Quand nous voyons le Seigneur nous supporter avec tant de patience et de miséricorde, et nous maintenir la faveur de nous réunir autour de lui, — quand il nous replace lui-même devant les enseignements simples et immuables de sa Parole, — bref quand il nous montre toute sa fidélité à lui, pouvons nous conclure à autre chose qu'à son désir de réveiller la nôtre? Ne percevons-nous pas la persistance de sa volonté à rassembler les siens? Douterions-nous que son secours ne reste acquis à la foi humble et obéissante? Baissons la tête devant tout ce qui est survenu par notre faute; reconnaissons combien peu nous avons su garder l'unité de l'Esprit par le lien de la paix; ayons-en le cœur brisé. Mais retenons d'autant plus la vérité de l'unité du corps de Christ, unité pour laquelle nous avons été baptisés d'un seul Eprit, et qui s'exprime à la table du Seigneur.

«Le Christ est-il divisé?» Admettre qu'il y a plusieurs tables chrétiennes, et que l'une vaut l'autre, chaque rassemblement ayant ses qualités et ses défauts, c'est admettre et dire que le Christ est divisé. Si nous ne voyons dans la table où nous nous réunissons que l'une des nombreuses tables de la chrétienté, nous nous condamnons nous-mêmes, d'avoir ajouté un élément de dispersion de plus, un groupement schismatique formé de membres moins fidèles et moins dévoués, dans leur vie individuelle, que bien d'autres. Nous nions, en pratique, l'unité du corps.

Quelqu'un écrivait, parlant de ceux qui estiment cette unité inexistante et nient par conséquent que les saints aient à la garder: «Nous n'avons pas lieu de nous étonner que pour eux une chose soit aussi bonne qu'une autre. Ils n'ont, quant à l'unité, rien de divin à défendre, et ne voient pas la nécessité de combattre non plus. Ils voudraient nous voir abandonner la vérité que nous avons apprise, et, pour l'amour de la paix, nous réduire nous-mêmes à n'être plus qu'une pure secte, ainsi que les autres dénominations l'ont fait, et continuer ainsi, tranquillement, comme elles. Mais non, celle-là était la vraie mère de l'enfant, qui poussa un cri d'horreur en entendant Salomon ordonner de le partager. L'autre n'avait rien à perdre là, et pouvait y consentir, mais cela ne fit que mettre au jour la réalité du cas. Elle n'avait rien à perdre. La vraie mère avait un intérêt vivant, dans un enfant vivant, dont la vie lui était ce qu'elle avait de plus précieux; elle ne pouvait ni ne voulait consentir à un tel compromis. Ainsi en est-il avec ceux qu'on nomme les «exclusifs». Ils ont, je voudrais plutôt dire le Seigneur a quelque chose à perdre par un compromis, et ils ne peuvent y consentir.
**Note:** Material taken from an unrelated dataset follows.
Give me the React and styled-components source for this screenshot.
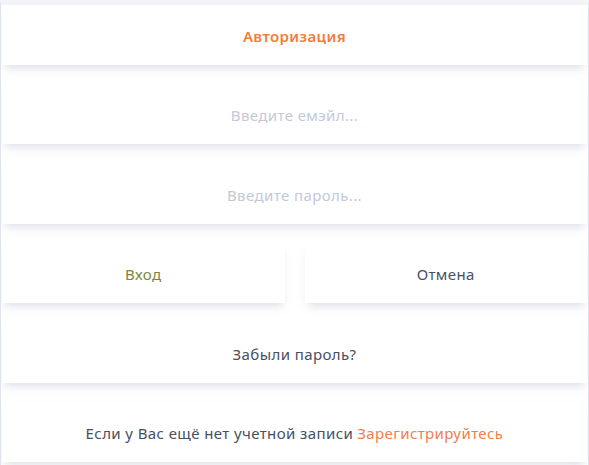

Tenons ferme. Nous ne serons jamais réellement utiles à nos frères en rabaissant notre terrain, ou en cessant de maintenir la vérité de Dieu quant au caractère et au témoignage de l'Église». (Messager évangélique 1869, page 258).

Sommes-nous aujourd'hui à même d'entendre un tel langage? Dieu le veuille. Que lui-même incline notre oreille à l'écouter. Ce qui est en jeu, ce n'est ni un bien terrestre, ni une vérité toute théorique que nous nous glorifierions de posséder, mais la réalité vivante du corps de Christ. Il ne s'agit pas de ce qui serait le plus agréable à nos cœurs naturels, mais de ce qui est cher à la vie nouvelle. Le rechercher entraînera sans doute l'incompréhension, l'impopularité et l'opprobre. Christ a-t-il connu autre chose? Prenons bien à cœur cette considération que nous ne poursuivrons le véritable bien de nos frères qu'en refusant tout compromis. Et par-dessus tout, soyons assurés que l'approbation du Seigneur sanctionnera une telle position. Le seul corps, de l'unité duquel le seul pain est le symbole, est son corps, dont tous ses rachetés sont membres. En prenant part à ce seul et même pain nous pensons à l'ensemble, dans une même pensée pour tous où qu'ils se trouvent. Mais ce serait mépriser le corps de Christ lui-même — dans une mesure plus ou moins grande selon la connaissance que nous avons reçue — que de laisser sciemment associer la table où nous communions, soit à la souillure morale, soit à l'erreur touchant les fondements de la doctrine chrétienne. Ce ne serait plus la tenir pour la table du Seigneur.

Si nous avons la conviction que Dieu lui-même a voulu, au milieu de la ruine générale, un témoignage à l'unité du corps, et qu'il nous appelle encore à y participer, alors, chers frères et sœurs, réveillons-nous, et prenons garde de ne pas compromettre dans la pratique l'expression de cette unité. Vis-à-vis du dehors soyons des «portiers» vigilants, obéissant à 1 Corinthiens 10; et, au-dedans, où tant de choses nous forcent à confesser que nous aurions mérité d'être déjà rejetés comme porteurs d'un tel témoignage, laissons la même sainteté de la table parler à notre conscience, pour nous en approcher avec crainte autant qu'avec reconnaissance, nous jugeant nous-mêmes selon 1 Corinthiens 11. En un mot, réalisons davantage sa précieuse signification: «La coupe de bénédiction que nous bénissons, n'est-elle pas la communion du sang du Christ? Le pain que nous rompons, n'est-il pas la communion du corps du Christ?»